Candidate T-Shirts: Electioneering or Free Speech?
Pennsylvania is fighting over rules banning the wear of campaign clothing at the polling booth.
Sue Nace thought election volunteers were joking when they told her she would have to remove her T-shirt to vote in the presidential primary last spring. But it was no laughing matter to the poll workers-turned-fashion police, who said Nace’s Obama shirt was inappropriate electioneering — and made her cover the writing before casting a ballot.
Now, a political fight over what voters can wear to the polls is headed to court in Pennsylvania — with the Republican Party favoring a dress code and Democrats opposed. To the GOP, the lack of rules could open the door to all kinds of questionable displays — even, one Republican leader suggested, something as outlandish as a musical hat. To the Democrats, voters should be free to express themselves. They fear a dress code could scare away some new voters.
But two Pittsburgh-area elections officials sued to have the memo rescinded. Their lawsuit warned that if the memo stands, “nothing would prevent a partisan group from synchronizing a battalion of like-minded individuals … to descend on a polling place, presenting a domineering, united front, certain to dissuade the average citizen who may privately hold different beliefs.”

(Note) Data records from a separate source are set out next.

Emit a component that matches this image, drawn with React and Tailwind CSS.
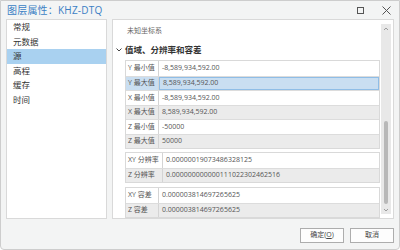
import React from 'react';

const FONT = { fontFamily: '"Segoe UI", "Open Sans", "Noto Sans CJK SC", sans-serif' };

const navItems = ['常规', '元数据', '源', '高程', '缓存', '时间'];

const extentRows = [
  ['Y 最小值', '-8,589,934,592.00'],
  ['Y 最大值', '8,589,934,592.00', true],
  ['X 最小值', '-8,589,934,592.00'],
  ['X 最大值', '8,589,934,592.00'],
  ['Z 最小值', '-50000'],
  ['Z 最大值', '50000'],
];

const resolutionRows = [
  ['XY 分辨率', '0.00000019073486328125'],
  ['Z 分辨率', '0.000000000000111022302462516'],
];

const toleranceRows = [
  ['XY 容差', '0.000003814697265625'],
  ['Z 容差', '0.000003814697265625'],
];

function PropTable({ rows, labelWidth }) {
  return (
    <div className="border border-[#d9d9d9] bg-white">
      {rows.map(([label, value, selected], i) => {
        const rowBg = selected ? 'bg-[#c9def1]' : i % 2 === 1 ? 'bg-[#ebebeb]' : 'bg-white';
        return (
          <div
            key={label}
            className={`flex h-[14.5px] text-[7px] text-[#555] ${rowBg} ${i > 0 ? 'border-t border-[#dcdcdc]' : ''}`}
          >
            <div
              className="flex items-center pl-[2px] border-r border-[#d4d4d4] shrink-0"
              style={{ width: labelWidth }}
            >
              {label}
            </div>
            <div
              className={`flex-1 flex items-center pl-[3px] ${selected ? 'border border-[#8fbde6]' : ''}`}
            >
              {value}
            </div>
          </div>
        );
      })}
    </div>
  );
}

export default function App() {
  return (
    <div
      className="w-[400px] h-[250px] bg-[#f3f4f4] border border-[#cdcdcd] rounded-b-[4px] flex flex-col overflow-hidden"
      style={FONT}
    >
      {/* Title bar */}
      <div className="h-[18px] flex items-center pl-[6px] pr-[6px]">
        <span className="text-[10px] text-[#3b7fc4] tracking-[0.2px]">图层属性：KHZ-DTQ</span>
        <div className="ml-auto flex items-center gap-[18px] pr-[2px]">
          <div className="w-[7px] h-[7px] border border-[#555]" />
          <svg width="9" height="9" viewBox="0 0 9 9" fill="none" stroke="#555" strokeWidth="1">
            <path d="M0.5 0.5 L8.5 8.5 M8.5 0.5 L0.5 8.5" />
          </svg>
        </div>
      </div>

      {/* Body */}
      <div className="flex gap-[5px] px-[5px] h-[200px]">
        {/* Left nav */}
        <div className="w-[101px] bg-white border border-[#d9d9d9] text-[8.5px] text-[#333]">
          {navItems.map((item) => (
            <div
              key={item}
              className={`h-[14.6px] flex items-center pl-[6px] ${item === '源' ? 'bg-[#a9d1f0]' : ''}`}
            >
              {item}
            </div>
          ))}
        </div>

        {/* Right panel */}
        <div className="flex-1 bg-white border border-[#d9d9d9] flex">
          <div className="flex-1 overflow-hidden pl-[12px] pr-[1px] pt-[5px]">
            <div className="h-[12px] flex items-center pl-[2px] text-[7px] text-[#666]">未知坐标系</div>
            <div className="h-[12px] mt-[7px] flex items-center -ml-[10px] text-[8.5px] font-bold text-[#333]">
              <svg width="8" height="8" viewBox="0 0 8 8" fill="none" stroke="#444" strokeWidth="1" className="mr-[2px]">
                <path d="M1.5 2.5 L4 5 L6.5 2.5" />
              </svg>
              值域、分辨率和容差
            </div>
            <div className="mt-[4px]">
              <PropTable rows={extentRows} labelWidth={33} />
            </div>
            <div className="mt-[3px]">
              <PropTable rows={resolutionRows} labelWidth={37} />
            </div>
            <div className="mt-[4px]">
              <PropTable rows={toleranceRows} labelWidth={33} />
            </div>
          </div>

          {/* Scrollbar */}
          <div className="w-[10px] my-[4px] mr-[2px] bg-[#e8e8e8] flex flex-col items-center">
            <svg width="6" height="6" viewBox="0 0 6 6" fill="none" stroke="#888" strokeWidth="0.8" className="mt-[2px]">
              <path d="M1 4 L3 2 L5 4" />
            </svg>
            <div className="flex-1" />
            <div className="w-[4px] h-[83px] bg-[#b8b8b8] rounded-[2px]" />
            <svg width="6" height="6" viewBox="0 0 6 6" fill="none" stroke="#888" strokeWidth="0.8" className="mt-[3px] mb-[1px]">
              <path d="M1 2 L3 4 L5 2" />
            </svg>
          </div>
        </div>
      </div>

      {/* Footer */}
      <div className="flex-1 flex justify-end items-start pt-[9px] pr-[5px] gap-[6px]">
        <button className="w-[44px] h-[15px] bg-[#fdfdfd] border border-[#adadad] text-[7px] text-[#444] flex items-center justify-center">
          确定(<span className="underline">O</span>)
        </button>
        <button className="w-[44px] h-[15px] bg-[#fdfdfd] border border-[#adadad] text-[7px] text-[#444] flex items-center justify-center">
          取消
        </button>
      </div>
    </div>
  );
}
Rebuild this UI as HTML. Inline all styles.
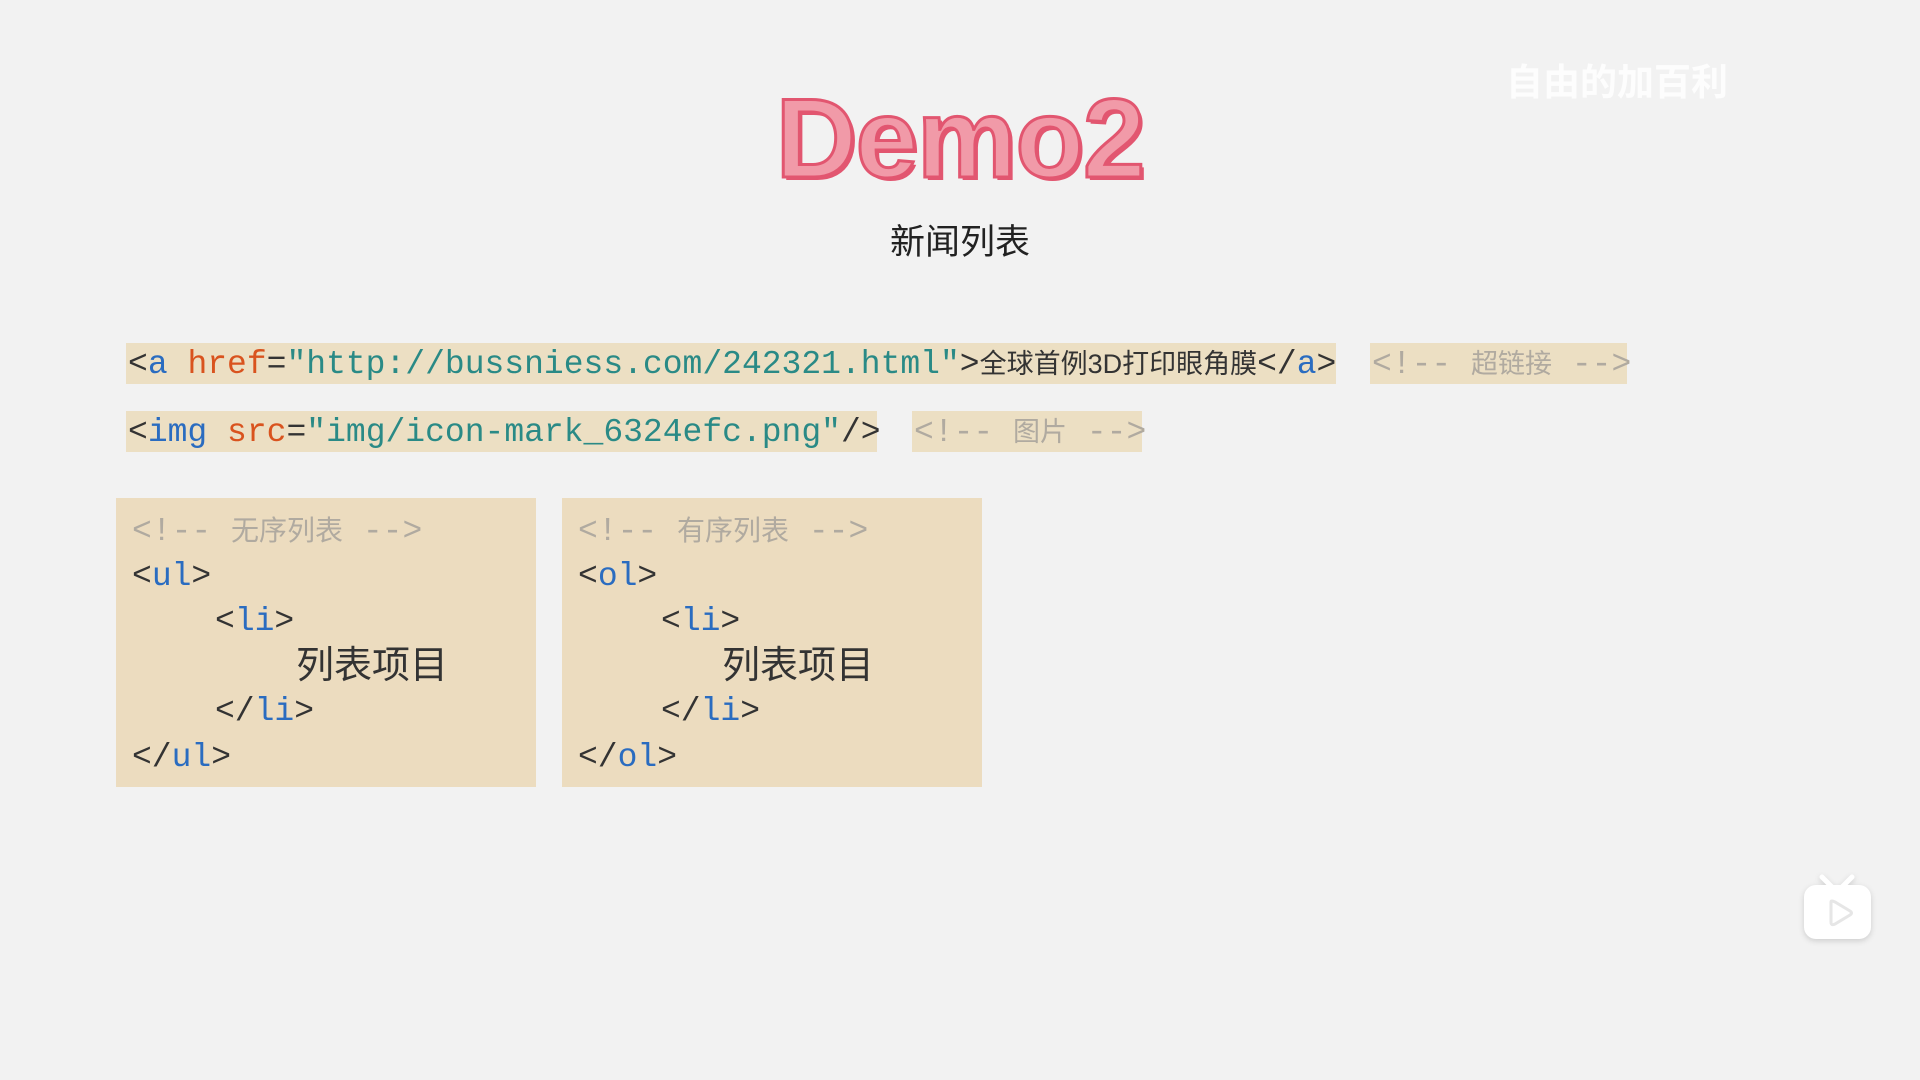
<!DOCTYPE html>
<html><head><meta charset="utf-8"><style>
body{margin:0;width:1920px;height:1080px;background:#f2f2f2;position:relative;overflow:hidden;font-family:"Liberation Sans","Noto Sans CJK SC",sans-serif}
.a{position:absolute;white-space:nowrap}
.bar{position:absolute;background:#ecdfc3;height:41px}
.m{font-family:"Liberation Mono","Noto Sans CJK SC",monospace;font-size:33px;line-height:41px;color:#333}
.b{color:#2a6cc0}.o{color:#d9531e}.t{color:#2a8a86}.c{color:#b0aaa0}
.cn{font-family:"Liberation Sans","Noto Sans CJK SC",sans-serif;font-size:27px}
.box{position:absolute;background:#ecdcbf;top:498px;height:289px;width:420px}
.box div{position:absolute;white-space:nowrap;font-family:"Liberation Mono","Noto Sans CJK SC",monospace;font-size:33px;line-height:44px;color:#333}
.box div.c{color:#b0aaa0}
</style></head><body>
<div class="a" style="left:0;width:1920px;text-align:center;top:83px;font:bold 112px/112px 'Liberation Sans',sans-serif;color:#f19aa8;-webkit-text-stroke:3px #e25670;text-shadow:3px 3px 0 #e25670;letter-spacing:-1px">Demo2</div>
<div class="a" style="left:0;width:1920px;text-align:center;top:214px;font-size:35px;color:#222">新闻列表</div>
<div class="a" style="left:1506px;top:52px;font-size:37px;font-weight:bold;color:#fff;opacity:.85">自由的加百利</div>

<div class="bar" style="left:126px;top:343px;width:1210px"></div>
<div class="a m" style="left:128px;top:344px">&lt;<span class="b">a</span> <span class="o">href</span>=<span class="t">"http://bussniess.com/242321.html"</span>&gt;<span class="cn">全球首例3D打印眼角膜</span>&lt;/<span class="b">a</span>&gt;</div>
<div class="bar" style="left:1370px;top:343px;width:257px"></div>
<div class="a m c" style="left:1372px;top:344px">&lt;!-- <span class="cn">超链接</span> --&gt;</div>

<div class="bar" style="left:126px;top:411px;width:751px"></div>
<div class="a m" style="left:128px;top:412px">&lt;<span class="b">img</span> <span class="o">src</span>=<span class="t">"img/icon-mark_6324efc.png"</span>/&gt;</div>
<div class="bar" style="left:912px;top:411px;width:230px"></div>
<div class="a m c" style="left:914px;top:412px">&lt;!-- <span class="cn">图片</span> --&gt;</div>

<div class="box" style="left:116px">
<div class="c" style="left:16px;top:11px">&lt;!-- <span class="cn" style="font-size:28px">无序列表</span> --&gt;</div>
<div style="left:16px;top:57px">&lt;<span class="b">ul</span>&gt;</div>
<div style="left:99px;top:102px">&lt;<span class="b">li</span>&gt;</div>
<div style="left:180px;top:146px;font-family:'Liberation Sans','Noto Sans CJK SC',sans-serif;font-size:38px">列表项目</div>
<div style="left:99px;top:192px">&lt;/<span class="b">li</span>&gt;</div>
<div style="left:16px;top:238px">&lt;/<span class="b">ul</span>&gt;</div>
</div>
<div class="box" style="left:562px">
<div class="c" style="left:16px;top:11px">&lt;!-- <span class="cn" style="font-size:28px">有序列表</span> --&gt;</div>
<div style="left:16px;top:57px">&lt;<span class="b">ol</span>&gt;</div>
<div style="left:99px;top:102px">&lt;<span class="b">li</span>&gt;</div>
<div style="left:160px;top:146px;font-family:'Liberation Sans','Noto Sans CJK SC',sans-serif;font-size:38px">列表项目</div>
<div style="left:99px;top:192px">&lt;/<span class="b">li</span>&gt;</div>
<div style="left:16px;top:238px">&lt;/<span class="b">ol</span>&gt;</div>
</div>

<svg class="a" style="left:1798px;top:870px;filter:drop-shadow(0 2px 3px rgba(0,0,0,.15))" width="80" height="76" viewBox="0 0 80 76">
<path d="M24 7l10 10M54 7l-10 10" stroke="#fff" stroke-width="5" stroke-linecap="round"/>
<rect x="6" y="15" width="67" height="54" rx="12" fill="#fff"/>
<path d="M33 32l0 20q0 4 4 2l15-9q3-2 0-4l-15-9q-4-2-4 0z" fill="none" stroke="#e6e6e6" stroke-width="3"/>
</svg>
</body></html>
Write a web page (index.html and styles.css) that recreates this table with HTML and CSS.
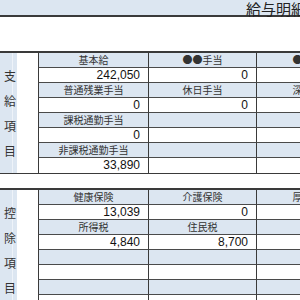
FILE: index.html
```html
<!DOCTYPE html>
<html lang="ja">
<head>
<meta charset="utf-8">
<link rel="stylesheet" href="styles.css">
</head>
<body>
<header class="topbar"><h1 class="title">給与明細</h1></header>
<section class="sheet sheet-pay">
  <div class="side"><span>支</span><span>給</span><span>項</span><span>目</span></div>
  <div class="cell lab">基本給</div><div class="cell lab">●●手当</div><div class="cell lab">●●手当</div>
  <div class="cell val">242,050</div><div class="cell val">0</div><div class="cell val"></div>
  <div class="cell lab">普通残業手当</div><div class="cell lab">休日手当</div><div class="cell lab">深夜手当</div>
  <div class="cell val">0</div><div class="cell val">0</div><div class="cell val"></div>
  <div class="cell lab">課税通勤手当</div><div class="cell lab"></div><div class="cell lab"></div>
  <div class="cell val">0</div><div class="cell val"></div><div class="cell val"></div>
  <div class="cell lab">非課税通勤手当</div><div class="cell lab"></div><div class="cell lab"></div>
  <div class="cell val">33,890</div><div class="cell val"></div><div class="cell val"></div>
</section>
<section class="sheet sheet-ded">
  <div class="side"><span>控</span><span>除</span><span>項</span><span>目</span></div>
  <div class="cell lab">健康保険</div><div class="cell lab">介護保険</div><div class="cell lab">厚生年金</div>
  <div class="cell val">13,039</div><div class="cell val">0</div><div class="cell val"></div>
  <div class="cell lab">所得税</div><div class="cell lab">住民税</div><div class="cell lab"></div>
  <div class="cell val">4,840</div><div class="cell val">8,700</div><div class="cell val"></div>
  <div class="cell lab"></div><div class="cell lab"></div><div class="cell lab"></div>
  <div class="cell val"></div><div class="cell val"></div><div class="cell val"></div>
  <div class="cell lab"></div><div class="cell lab"></div><div class="cell lab"></div>
  <div class="cell val"></div><div class="cell val"></div><div class="cell val"></div>
</section>
</body>
</html>
```
FILE: styles.css
```css
html, body {
  margin: 0;
  padding: 0;
  overflow: hidden;
  background: #ffffff;
  font-family: "Noto Sans CJK JP", sans-serif;
  color: #222;
}
.topbar {
  height: 15px;
  background: #dce6f1;
  border-bottom: 2px solid #3a3a3a;
  margin-bottom: 34px;
}
.title {
  margin: 0;
  padding: 1px 0 0 246px;
  font-size: 15px;
  line-height: 15px;
  font-weight: normal;
  white-space: nowrap;
  color: #222;
}
.sheet {
  display: grid;
  grid-template-columns: 38px 110px 108px 112px;
  grid-auto-rows: 15px;
  width: 368px;
  border-top: 2px solid #3a3a3a;
  border-bottom: 1px solid #3a3a3a;
}
.sheet-ded {
  margin-top: 14px;
}
.side {
  grid-row: 1 / span 8;
  grid-column: 1;
  background: #dce6f1;
  box-shadow: inset -4px 0 0 #dce6f1, inset -5px 0 0 #eef3f9;
  display: flex;
  flex-direction: column;
  justify-content: center;
  gap: 12px;
  padding-left: 4px;
  width: 13px;
  font-size: 12px;
  line-height: 13px;
  color: #333;
}
.cell {
  box-sizing: border-box;
  border-left: 1px solid #3a3a3a;
  border-bottom: 1px solid #4a4a4a;
  white-space: nowrap;
  overflow: hidden;
}
.sheet .cell:nth-last-child(-n+3) {
  border-bottom: none;
}
.lab {
  background: #dce6f1;
  text-align: center;
  font-size: 10px;
  line-height: 14px;
  color: #333;
}
.val {
  background: #ffffff;
  text-align: right;
  padding-right: 8px;
  font-family: "Liberation Sans", "Noto Sans CJK JP", sans-serif;
  font-size: 12px;
  line-height: 14px;
  color: #111;
}
```
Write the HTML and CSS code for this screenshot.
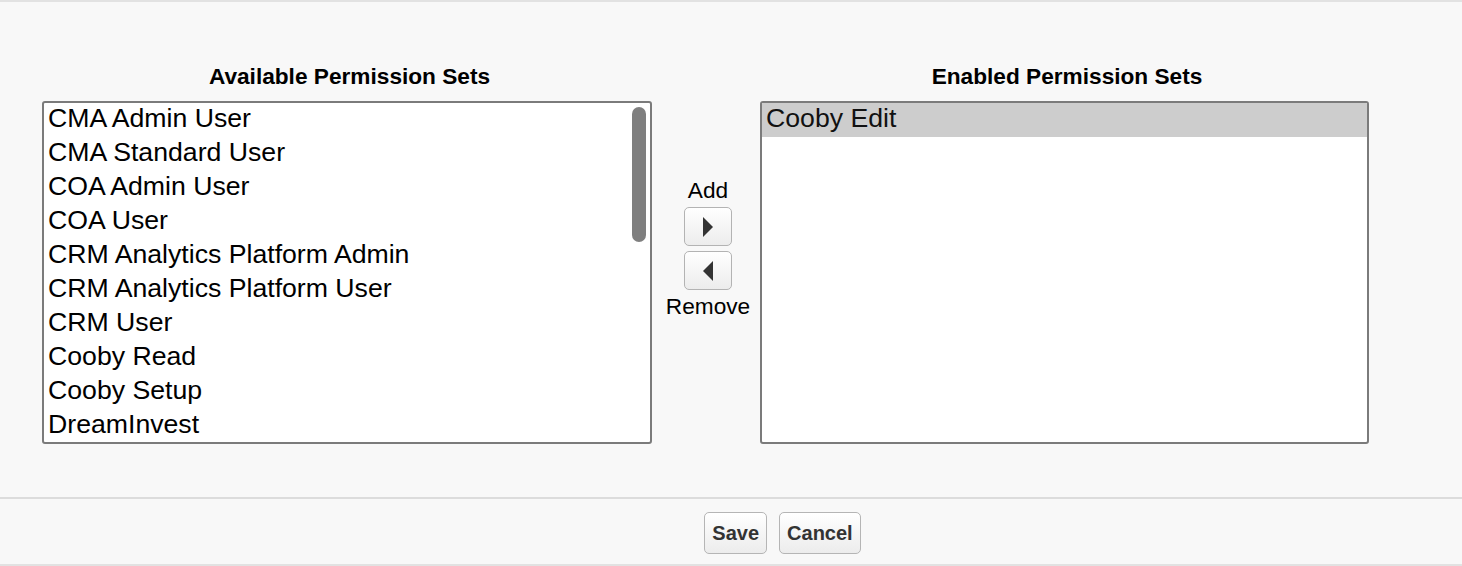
FILE: index.html
```html
<!DOCTYPE html>
<html lang="en">
<head>
<meta charset="utf-8">
<title>Permission Set Assignments</title>
<link rel="stylesheet" href="styles.css">
</head>
<body>
<div class="page">
  <div class="main">
    <div class="col">
      <div class="col-title">Available Permission Sets</div>
      <div class="listbox">
        <div class="opt">CMA Admin User</div>
        <div class="opt">CMA Standard User</div>
        <div class="opt">COA Admin User</div>
        <div class="opt">COA User</div>
        <div class="opt">CRM Analytics Platform Admin</div>
        <div class="opt">CRM Analytics Platform User</div>
        <div class="opt">CRM User</div>
        <div class="opt">Cooby Read</div>
        <div class="opt">Cooby Setup</div>
        <div class="opt">DreamInvest</div>
        <div class="thumb"></div>
      </div>
    </div>
    <div class="mid">
      <div class="mid-label">Add</div>
      <button class="arrow-btn" type="button" aria-label="Add">
        <svg width="10" height="20" viewBox="0 0 10 20"><polygon points="0,0 10,10 0,20" fill="#333"/></svg>
      </button>
      <button class="arrow-btn" type="button" aria-label="Remove">
        <svg width="10" height="20" viewBox="0 0 10 20"><polygon points="10,0 0,10 10,20" fill="#333"/></svg>
      </button>
      <div class="mid-label remove">Remove</div>
    </div>
    <div class="col">
      <div class="col-title">Enabled Permission Sets</div>
      <div class="listbox">
        <div class="opt selected">Cooby Edit</div>
      </div>
    </div>
  </div>
  <div class="footer">
    <button class="btn" type="button">Save</button>
    <button class="btn" type="button">Cancel</button>
  </div>
</div>
</body>
</html>
```

FILE: styles.css
```css
html, body {
  margin: 0;
  padding: 0;
}

body {
  background: #f8f8f8;
  font-family: "Liberation Sans", Arial, sans-serif;
  color: #000;
  width: 1462px;
  height: 566px;
  overflow: hidden;
}

.page {
  border-top: 2px solid #e2e2e2;
}

.main {
  height: 495px;
  box-sizing: border-box;
  padding: 61px 0 0 42px;
  display: flex;
  align-items: flex-start;
}

.col {
  display: flex;
  flex-direction: column;
}

.col:first-child {
  width: 610px;
}

.col:last-child {
  width: 609px;
}

.col-title {
  font-weight: bold;
  font-size: 22.67px;
  line-height: 26px;
  text-align: center;
  padding-left: 5px;
  margin-bottom: 12px;
}

.listbox {
  position: relative;
  height: 343px;
  box-sizing: border-box;
  border: 2px solid #7b7b7b;
  border-radius: 3px;
  background: #fff;
  overflow: hidden;
}

.opt {
  height: 34px;
  box-sizing: border-box;
  line-height: 31px;
  padding: 0 0 3px 4px;
  font-size: 26.67px;
  white-space: nowrap;
  color: #000;
}

.opt.selected {
  background: #cdcdcd;
  color: #111;
}

.thumb {
  position: absolute;
  top: 4px;
  right: 4px;
  width: 14px;
  height: 135px;
  border-radius: 7px;
  background: #7f7f7f;
}

.mid {
  width: 108px;
  box-sizing: border-box;
  padding: 115px 0 0 4px;
  display: flex;
  flex-direction: column;
  align-items: center;
}

.mid-label {
  font-size: 22.67px;
  line-height: 24px;
  margin-bottom: 5px;
}

.mid-label.remove {
  margin: 4px 0 0;
}

.arrow-btn {
  width: 48px;
  height: 39px;
  margin: 0 0 5px;
  padding: 0;
  border: 1px solid #b3b3b3;
  border-radius: 5px;
  background: linear-gradient(#ffffff, #ececec);
  display: flex;
  align-items: center;
  justify-content: center;
}

.arrow-btn + .arrow-btn {
  margin-bottom: 0;
}

.footer {
  border-top: 2px solid #dcdcdc;
  border-bottom: 2px solid #e2e2e2;
  height: 65px;
  box-sizing: content-box;
  padding-left: 103px;
  display: flex;
  justify-content: center;
  align-items: flex-start;
  gap: 12px;
}

.btn {
  margin-top: 13px;
  height: 42px;
  padding: 0 7px;
  border: 1px solid #b5b5b5;
  border-radius: 5px;
  background: linear-gradient(#ffffff, #ececec);
  font-family: "Liberation Sans", Arial, sans-serif;
  font-weight: bold;
  font-size: 20px;
  color: #333;
}
```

I’ve long been dubious of these sort of electioneering rules, never understanding precisely what public interest was so great as to justify overturning people’s right to free speech. How many people really show up at the voting booth prepared to vote for Candidate A but wind up voting instead for Candidate B because they happened to see a sign 97 feet from the door? It seems to me we’d be far better off figuring out how to keep people that stupid and impressionable from voting, period, rather than trying to priviledge their latest whim as somehow binding.